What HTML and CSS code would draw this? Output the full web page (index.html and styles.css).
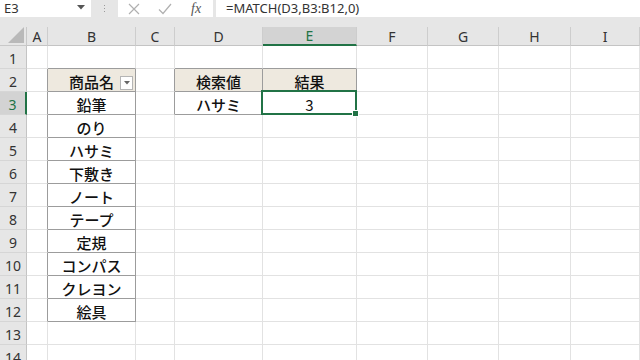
FILE: index.html
```html
<!DOCTYPE html>
<html lang="ja">
<head>
<meta charset="utf-8">
<link rel="stylesheet" href="styles.css">
</head>
<body>
<div class="topbar">
  <div class="namebox">
    <span class="nb-text">E3</span>
    <svg class="nb-arrow" width="8" height="5" viewBox="0 0 8 5"><path d="M0 0H8L4 4.5Z" fill="#555"/></svg>
  </div>
  <div class="dots"><i></i><i></i><i></i></div>
  <div class="fbtns">
    <svg class="fb-x" width="12" height="12" viewBox="0 0 12 12"><path d="M1 1L11 11M11 1L1 11" stroke="#b0b0b0" stroke-width="1.2" fill="none"/></svg>
    <svg class="fb-ok" width="14" height="12" viewBox="0 0 14 12"><path d="M1 6.5L5 10.5L13 1" stroke="#b0b0b0" stroke-width="1.2" fill="none"/></svg>
    <span class="fx">fx</span>
  </div>
  <div class="formula">=MATCH(D3,B3:B12,0)</div>
</div>
<div class="sheet">
  <div class="corner"><svg width="18" height="17" viewBox="0 0 18 17"><path d="M17 0V16H1Z" fill="#b9b9b9"/></svg></div>
  <div class="ch">A</div><div class="ch">B</div><div class="ch">C</div><div class="ch">D</div><div class="ch sel">E</div><div class="ch">F</div><div class="ch">G</div><div class="ch">H</div><div class="ch">I</div>

  <div class="rh">1</div><div class="c"></div><div class="c bt"></div><div class="c"></div><div class="c bt"></div><div class="c bt"></div><div class="c"></div><div class="c"></div><div class="c"></div><div class="c"></div>

  <div class="rh">2</div><div class="c bl"></div><div class="c th dd">商品名<span class="filter"><svg width="6" height="4" viewBox="0 0 6 4"><path d="M0 0H6L3 3.5Z" fill="#666"/></svg></span></div><div class="c bl"></div><div class="c th">検索値</div><div class="c th">結果</div><div class="c"></div><div class="c"></div><div class="c"></div><div class="c"></div>

  <div class="rh sel">3</div><div class="c bl"></div><div class="c tb">鉛筆</div><div class="c bl"></div><div class="c tb">ハサミ</div><div class="c tb active">3</div><div class="c"></div><div class="c"></div><div class="c"></div><div class="c"></div>

  <div class="rh">4</div><div class="c bl"></div><div class="c tb">のり</div><div class="c"></div><div class="c"></div><div class="c"></div><div class="c"></div><div class="c"></div><div class="c"></div><div class="c"></div>

  <div class="rh">5</div><div class="c bl"></div><div class="c tb">ハサミ</div><div class="c"></div><div class="c"></div><div class="c"></div><div class="c"></div><div class="c"></div><div class="c"></div><div class="c"></div>

  <div class="rh">6</div><div class="c bl"></div><div class="c tb">下敷き</div><div class="c"></div><div class="c"></div><div class="c"></div><div class="c"></div><div class="c"></div><div class="c"></div><div class="c"></div>

  <div class="rh">7</div><div class="c bl"></div><div class="c tb">ノート</div><div class="c"></div><div class="c"></div><div class="c"></div><div class="c"></div><div class="c"></div><div class="c"></div><div class="c"></div>

  <div class="rh">8</div><div class="c bl"></div><div class="c tb">テープ</div><div class="c"></div><div class="c"></div><div class="c"></div><div class="c"></div><div class="c"></div><div class="c"></div><div class="c"></div>

  <div class="rh">9</div><div class="c bl"></div><div class="c tb">定規</div><div class="c"></div><div class="c"></div><div class="c"></div><div class="c"></div><div class="c"></div><div class="c"></div><div class="c"></div>

  <div class="rh">10</div><div class="c bl"></div><div class="c tb">コンパス</div><div class="c"></div><div class="c"></div><div class="c"></div><div class="c"></div><div class="c"></div><div class="c"></div><div class="c"></div>

  <div class="rh">11</div><div class="c bl"></div><div class="c tb">クレヨン</div><div class="c"></div><div class="c"></div><div class="c"></div><div class="c"></div><div class="c"></div><div class="c"></div><div class="c"></div>

  <div class="rh">12</div><div class="c bl"></div><div class="c tb">絵具</div><div class="c"></div><div class="c"></div><div class="c"></div><div class="c"></div><div class="c"></div><div class="c"></div><div class="c"></div>

  <div class="rh">13</div><div class="c"></div><div class="c"></div><div class="c"></div><div class="c"></div><div class="c"></div><div class="c"></div><div class="c"></div><div class="c"></div><div class="c"></div>

  <div class="rh">14</div><div class="c"></div><div class="c"></div><div class="c"></div><div class="c"></div><div class="c"></div><div class="c"></div><div class="c"></div><div class="c"></div><div class="c"></div>
</div>
</body>
</html>
```

FILE: styles.css
```css
html, body {
  margin: 0;
  padding: 0;
  background: #ffffff;
  overflow: hidden;
}
body {
  width: 640px;
  height: 360px;
  font-family: "Noto Sans", "Noto Sans CJK JP", sans-serif;
  color: #222;
}
.topbar {
  display: flex;
  align-items: stretch;
  height: 17px;
  padding-bottom: 10px;
  background: #e6e6e6;
}
.namebox {
  width: 91px;
  background: #fff;
  display: flex;
  align-items: center;
  justify-content: space-between;
  padding: 0 4px 0 4px;
  box-sizing: border-box;
}
.nb-text {
  font-size: 13px;
  color: #333;
  line-height: 17px;
}
.nb-arrow {
  margin-right: 2px;
  margin-top: -3px;
}
.dots {
  width: 27px;
  display: flex;
  flex-direction: column;
  align-items: center;
  justify-content: center;
  gap: 2px;
}
.dots i {
  display: block;
  width: 1px;
  height: 1px;
  background: #9a9a9a;
}
.fbtns {
  width: 95px;
  background: #fff;
  display: flex;
  align-items: center;
  box-sizing: border-box;
  padding-left: 10px;
}
.fb-x { margin-right: 18px; }
.fb-ok { margin-right: 19px; }
.fx {
  font-family: "Liberation Serif", serif;
  font-style: italic;
  font-size: 14px;
  color: #555;
  line-height: 17px;
}
.formula {
  flex: 1;
  margin-left: 3px;
  background: #fff;
  padding-left: 10px;
  font-size: 13px;
  line-height: 17px;
  color: #333;
}
.sheet {
  display: grid;
  grid-template-columns: 27px 21px 88px 39px 88px 94px 71px 71px 72px 1fr;
  grid-template-rows: 19px repeat(14, 23px);
}
.corner {
  background: #e6e6e6;
  border-right: 1px solid #c8c8c8;
  border-bottom: 1px solid #c8c8c8;
  box-sizing: border-box;
  display: flex;
  align-items: flex-end;
  justify-content: flex-end;
}
.corner svg { margin: 0 1px 1px 0; }
.ch {
  background: #e6e6e6;
  border-right: 1px solid #cdcdcd;
  border-bottom: 1px solid #c4c4c4;
  box-sizing: border-box;
  font-size: 14px;
  line-height: 18px;
  padding-top: 1px;
  text-align: center;
  color: #333;
}
.ch.sel {
  background: #d3d3d3;
  border-bottom: 2px solid #217346;
  color: #217346;
  line-height: 16px;
}
.rh {
  background: #e6e6e6;
  border-right: 1px solid #c4c4c4;
  border-bottom: 1px solid #d6d6d6;
  box-sizing: border-box;
  font-size: 14px;
  line-height: 22px;
  padding-top: 2px;
  text-align: center;
  color: #333;
}
.rh.sel {
  background: #d3d3d3;
  border-right: 2px solid #217346;
  color: #217346;
}
.c {
  border-right: 1px solid #e2e2e2;
  border-bottom: 1px solid #e2e2e2;
  box-sizing: border-box;
  font-family: "Noto Sans CJK JP", sans-serif;
  font-size: 15px;
  font-weight: 500;
  line-height: 22px;
  padding-top: 2px;
  text-align: center;
  color: #111;
  position: relative;
}
.bl { border-right-color: #9c9c9c; }
.bt { border-bottom-color: #9c9c9c; }
.tb {
  border-right-color: #9c9c9c;
  border-bottom-color: #9c9c9c;
}
.th {
  background: #eee9df;
  border-right-color: #9c9c9c;
  border-bottom-color: #9c9c9c;
}
.filter {
  position: absolute;
  right: 2px;
  top: 7px;
  width: 13px;
  height: 14px;
  box-sizing: border-box;
  background: #fff;
  border: 1px solid #b5b5b5;
  display: flex;
  align-items: center;
  justify-content: center;
}
.active {
  font-weight: 400;
}
.active::after {
  content: "";
  position: absolute;
  left: -2px;
  top: -2px;
  right: -1px;
  bottom: -1px;
  border: 2px solid #217346;
  pointer-events: none;
}
.active::before {
  content: "";
  position: absolute;
  right: -3px;
  bottom: -3px;
  width: 5px;
  height: 5px;
  background: #217346;
  border: 1px solid #fff;
  z-index: 2;
}
```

AIM OF THE TASK: Work out how many lines of the data above hold the word "index", and write only the count.

EXERCISE SOLUTION: 3